At last year's
international Genetically Engineered Machine (iGEM) Competition
, one group of college students entered the contest with a bit of synthetic biology that broke down glutens into sugars in the stomach, potentially defeating their harm to the gluten-intolerant. Then the project came to the attention of a pharmaceutical company.
"They looked at the students' project and decided it was better than the product they had spent millions of dollars developing," reports Tom Richard; the students' project has since become part of the company's research protocol.
That's the great potential of these synthetic biology creations, says Richard, a Penn State professor of biological engineering who led a team, and helped organize, the eastern North American regionals of iGEM at Duquesne University on Oct. 13 and 14. Carnegie Mellon University, the University of Pennsylvania and more than 35 other teams with 275 undergraduate students from Canada and the U.S. also competed.
Richard has seen undergraduate team projects with practical applications in medicine, nutrition, energy and the environment, plus games and puzzles. Biological mechanisms can map the most efficient route among stores for deliveries more easily than can computer programs. His PSU team developed a test device that signals whether the body's normal response to oxygen shortage -- creation of more lactic acid -- had started properly or not.
Ideally, more projects will turn into ideas businesses can use, he adds. iGEM has just started an entrepreneurial division to match venture capital with students' projects.
"The biology is something that has taken our civilization a long time to figure out," says Richard, "but once we figured it out, it's not so complicated." In fact, iGEM has also just begun a high-school division.
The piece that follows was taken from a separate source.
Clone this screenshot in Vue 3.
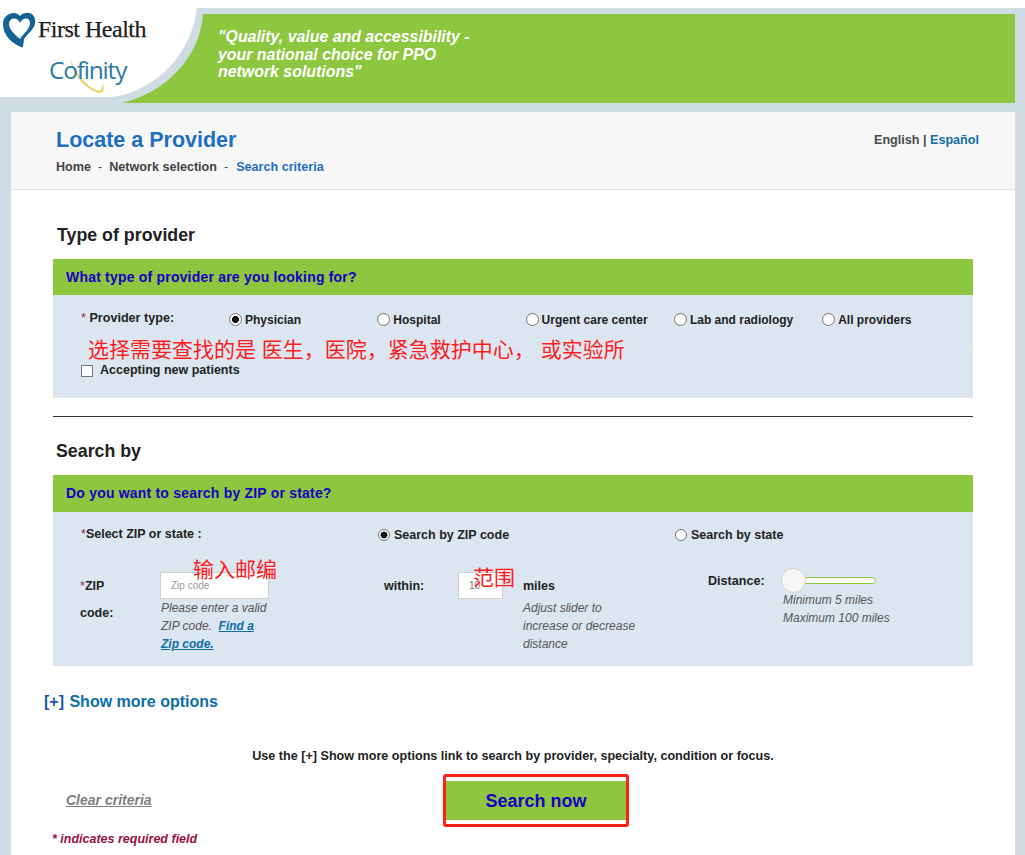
<script setup>
const types = [
  { label: 'Physician', checked: true },
  { label: 'Hospital' },
  { label: 'Urgent care center' },
  { label: 'Lab and radiology' },
  { label: 'All providers' },
]
</script>

<template>
  <div class="page">
    <header class="banner">
      <svg class="banner-art" viewBox="0 0 1025 112" width="1025" height="112" aria-hidden="true">
        <rect x="0" y="0" width="1025" height="112" fill="#d0dce4" />
        <rect x="0" y="0" width="1025" height="8" fill="#ffffff" />
        <path d="M203 14H1015V103H122C165 93 200 58 203 14Z" fill="#8dc63f" />
        <path d="M0 0H197V8C192 50 160 90 112 97H0Z" fill="#ffffff" />
      </svg>
      <div class="logos">
        <div class="fh">
          <svg class="heart" viewBox="0 0 33 37" width="33" height="37" aria-hidden="true">
            <path d="M23 1C29 0 33 5 32 11C31 18 24 22 21 27L20 35L19 35.500C10 32 0 24 0 12C0 5 5 1 11 1C13 1 15 2 17 4C18.500 2 21 1 23 1Z" fill="#136494" />
            <path d="M11 6.500C8 6.500 6 9 6 12C6 17 12 23 17 27C20 22 27 17 27 11C27 8 25 6.500 23 6.500C20.500 6.500 18 8.500 17 11C16 8.500 14 6.500 11 6.500Z" fill="#ffffff" />
          </svg>
          <span class="fh-name">First Health</span>
        </div>
        <div class="cof">
          <svg class="swoosh" viewBox="0 0 56 40" width="56" height="40" aria-hidden="true">
            <path d="M2 1C4 18 20 34 31 36C36 36 37 31 34 26C35 31 33 34 30 33.500C20 31 7 16 2 1Z" fill="#e9d66f" />
          </svg>
          <span class="cof-name">Cofinity</span>
        </div>
      </div>
      <p class="slogan">"Quality, value and accessibility -<br />your national choice for PPO<br />network solutions"</p>
    </header>

    <main class="panel">
      <section class="head">
        <div>
          <h1>Locate a Provider</h1>
          <nav class="crumbs">
            <span>Home</span><i>-</i><span>Network selection</span><i>-</i><a>Search criteria</a>
          </nav>
        </div>
        <div class="lang"><span>English</span> | <a>Español</a></div>
      </section>

      <section class="body">
        <h2 class="first">Type of provider</h2>
        <div class="bar">What type of provider are you looking for?</div>
        <div class="box">
          <div class="type-row">
            <div class="type-label"><b class="req">* </b>Provider type:</div>
            <label v-for="t in types" :key="t.label" class="type-opt">
              <input type="radio" name="ptype" class="radio" :checked="t.checked" />{{ t.label }}
            </label>
          </div>
          <div class="accept-row">
            <label class="accept"><input type="checkbox" class="check" />Accepting new patients</label>
          </div>
        </div>

        <hr class="rule" />

        <h2 class="second">Search by</h2>
        <div class="bar bar2">Do you want to search by ZIP or state?</div>
        <div class="box box2">
          <div class="sel-row">
            <div class="sel-label"><b class="req">*</b>Select ZIP or state :</div>
            <label class="sel-opt sel-zip"><input type="radio" name="by" class="radio" checked />Search by ZIP code</label>
            <label class="sel-opt"><input type="radio" name="by" class="radio" />Search by state</label>
          </div>
          <div class="zip-row">
            <div class="zip-label"><b class="req">*</b>ZIP<br />code:</div>
            <div class="zip-col">
              <input class="field zip-input" placeholder="Zip code" />
              <p class="hint">Please enter a valid<br />ZIP code. &nbsp;<a>Find a</a><br /><a>Zip code.</a></p>
            </div>
            <div class="within">within:</div>
            <div class="miles-col">
              <div class="miles-line"><input class="field miles-input" value="10" /><span>miles</span></div>
              <p class="hint hint-miles">Adjust slider to<br />increase or decrease<br />distance</p>
            </div>
            <div class="distance">Distance:</div>
            <div class="slider-col">
              <div class="slider"><span class="thumb"></span></div>
              <p class="hint">Minimum 5 miles<br />Maximum 100 miles</p>
            </div>
          </div>
        </div>

        <div class="more"><b>[+]</b> Show more options</div>
        <p class="use">Use the [+] Show more options link to search by provider, specialty, condition or focus.</p>

        <div class="actions">
          <a class="clear">Clear criteria</a>
          <div class="red-frame"><button class="go">Search now</button></div>
        </div>
        <p class="note">* indicates required field</p>
      </section>
    </main>

    <span class="anno anno1">选择需要查找的是 医生，医院，紧急救护中心， 或实验所</span>
    <span class="anno anno2">输入邮编</span>
    <span class="anno anno3">范围</span>
  </div>
</template>

<style>
html, body { margin: 0; background: #fff; overflow: hidden; }
</style>

<style scoped>
.page {
  position: relative;
  width: 1025px;
  height: 855px;
  overflow: hidden;
  background: #d0dce4;
  font-family: "Liberation Sans", Arial, sans-serif;
  color: #222;
}
.banner { position: relative; height: 112px; display: flex; }
.banner-art { position: absolute; inset: 0; display: block; }
.logos { position: relative; width: 218px; flex: none; }
.fh { display: flex; align-items: flex-start; padding: 12px 0 0 3px; height: 37px; }
.heart { flex: none; }
.fh-name {
  font-family: "Liberation Serif", serif;
  font-size: 24px;
  letter-spacing: -0.5px;
  -webkit-text-stroke: 0.25px #1d1d1d;
  color: #1d1d1d;
  margin: 4px 0 0 2px;
  line-height: 26px;
  white-space: nowrap;
}
.cof { position: relative; margin: 4px 0 0 49px; height: 40px; }
.cof-name {
  position: relative;
  font-family: "Open Sans", sans-serif;
  font-size: 24.5px;
  font-weight: 400;
  letter-spacing: -1.2px;
  color: #2c7aa3;
  line-height: 34px;
}
.swoosh { position: absolute; left: 19px; top: 4px; }
.slogan {
  position: relative;
  margin: 28px 0 0;
  color: #fff;
  font-size: 15.9px;
  font-weight: bold;
  font-style: italic;
  line-height: 17.5px;
}
.panel { margin: 0 10px 0 11px; background: #fff; height: 743px; }
.head {
  height: 77px;
  background: #f7f7f7;
  border-bottom: 1px solid #e3e3e3;
  display: flex;
  justify-content: space-between;
  padding: 0 36px 0 45px;
}
h1 { margin: 15px 0 0; color: #1f6fc0; font-size: 21.5px; line-height: 26px; font-weight: bold; }
.crumbs { margin-top: 7px; font-size: 12.6px; line-height: 15px; font-weight: bold; color: #444; }
.crumbs i { font-style: normal; font-weight: normal; margin: 0 7px; }
.crumbs a { color: #1f6fc0; margin-left: 1px; }
.lang { margin-top: 21px; font-size: 12.6px; line-height: 15px; font-weight: bold; color: #4a4a4a; }
.lang a { color: #0d6ea8; }
.body { padding: 0 42px; }
h2 { margin: 0; font-size: 17.8px; line-height: 22px; font-weight: bold; color: #222; }
.first { padding: 34px 0 0 4px; }
.second { padding: 23px 0 0 3px; }
.bar {
  margin-top: 13px;
  height: 36px;
  background: #8dc63f;
  color: #1800c4;
  font-size: 14px;
  letter-spacing: 0.2px;
  font-weight: bold;
  line-height: 37px;
  padding-left: 13px;
}
.bar2 { height: 37px; line-height: 37px; }
.box { background: #dce6f1; height: 103px; }
.box2 { height: 154px; }
.req { color: #9a1b58; font-weight: normal; }
.type-row { display: flex; height: 51px; border-bottom: 1px solid #e2eaf4; padding-left: 28px; font-size: 12px; font-weight: bold; }
.type-label { width: 148px; margin-top: 16px; line-height: 15px; font-size: 12.6px; }
.type-opt { width: 148.3px; margin-top: 18px; line-height: 15px; display: flex; align-items: flex-start; white-space: nowrap; }
.radio {
  appearance: none;
  flex: none;
  width: 13px;
  height: 13px;
  margin: 0 3px 0 0;
  border: 1px solid #767676;
  border-radius: 50%;
  background: #fff;
}
.radio:checked { background: radial-gradient(circle, #111 0 3.2px, #fff 3.8px); }
.accept-row { padding: 16px 0 0 28px; font-size: 12.5px; font-weight: bold; }
.accept { display: flex; align-items: center; line-height: 15px; }
.check {
  appearance: none;
  width: 12px;
  height: 12px;
  margin: 0 7px 0 0;
  border: 1px solid #767676;
  background: #fff;
}
.rule { margin: 18px 0 0; height: 1px; background: #333; border: 0; }
.sel-row { display: flex; padding: 14px 0 0 28px; font-size: 12.5px; font-weight: bold; line-height: 15px; height: 23px; }
.sel-label { width: 297px; margin-top: 1px; }
.sel-opt { display: flex; align-items: flex-start; margin-top: 2px; white-space: nowrap; }
.sel-opt .radio { margin-top: 1px; margin-right: 4px; width: 12px; height: 12px; }
.sel-zip { width: 297px; }
.zip-row { display: flex; padding: 23px 0 0 27px; font-size: 12.5px; font-weight: bold; }
.zip-label { width: 80px; line-height: 27px; flex: none; padding-top: 1px; }
.zip-col { width: 224px; flex: none; }
.field {
  display: block;
  box-sizing: border-box;
  border: 1px solid #d0d0d0;
  background: #fff;
  height: 27px;
  font-family: inherit;
  font-size: 10px;
  outline: none;
  padding: 0 10px;
  color: #777;
}
.field::placeholder { color: #999; }
.zip-input { width: 109px; }
.hint { margin: 0; font-size: 12px; font-weight: normal; font-style: italic; line-height: 18px; color: #555; }
.hint a { color: #0d6ea8; font-weight: bold; text-decoration: underline; }
.zip-col .hint { padding-left: 1px; }
.within { width: 74px; flex: none; line-height: 27px; padding-top: 1px; }
.miles-col { width: 250px; flex: none; }
.miles-line { display: flex; align-items: flex-start; gap: 20px; height: 27px; }
.miles-line span { line-height: 25px; margin-top: 2px; }
.miles-input { width: 45px; padding: 0 10px; }
.hint-miles { padding-left: 65px; }
.distance { width: 75px; flex: none; line-height: 16px; font-size: 12.6px; padding-top: 1px; }
.slider {
  position: relative;
  box-sizing: border-box;
  width: 95px;
  height: 7px;
  margin: 5px 0 7px -2px;
  border: 1px solid #8dc63f;
  border-radius: 4px;
  background: #fff;
}
.thumb {
  position: absolute;
  left: -1px;
  top: -10px;
  box-sizing: border-box;
  width: 25px;
  height: 25px;
  border: 1px solid #d3d3d3;
  border-radius: 50%;
  background: #f6f6f6;
}
.more { margin: 27px 0 0 -9px; font-size: 16px; line-height: 18px; font-weight: bold; color: #0d6ea8; }
.more b { color: #1a5aa5; margin-right: 1px; }
.use { margin: 38px 0 0; text-align: center; font-size: 12.6px; line-height: 15px; font-weight: bold; }
.actions { display: flex; align-items: flex-start; margin-top: 10px; padding-left: 13px; }
.clear {
  width: 377px;
  margin-top: 18px;
  font-size: 14px;
  font-weight: bold;
  font-style: italic;
  color: #808080;
  text-decoration: underline;
  line-height: 16px;
}
.red-frame {
  box-sizing: border-box;
  width: 186px;
  height: 53px;
  border: 3px solid #ff1f14;
  border-radius: 3px;
  background: #fff;
  padding: 4px 0 0;
}
.go {
  display: block;
  width: 100%;
  height: 39px;
  border: 0;
  padding: 2px 0 0;
  background: #8dc63f;
  color: #1800c4;
  font-family: inherit;
  font-size: 18px;
  font-weight: bold;
}
.note { margin: 4px 0 0 -1px; font-size: 12.5px; line-height: 16px; font-weight: bold; font-style: italic; color: #9a1040; }
.anno {
  position: absolute;
  font-family: "Liberation Sans", "Noto Sans CJK SC", sans-serif;
  font-size: 21px;
  line-height: 26px;
  color: #ff1c1c;
  white-space: nowrap;
}
.anno1 { left: 88px; top: 337px; }
.anno2 { left: 193px; top: 557px; }
.anno3 { left: 473px; top: 565px; }
</style>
About 40 high-school students from seven high schools in the Pittsburgh region and across the state attended the competition.
"Hopefully some of these schools will have teams competing next spring," he says. "It's a fantastic hands-on science and engineering project for high school students. Most high schools don't teach engineering. Engineering is about design and making things. We're really excited to be able to push science into high schools. We know that in our society, to be successful over the next 100 years, we have to create more people excited by science, technology, engineering and math subjects."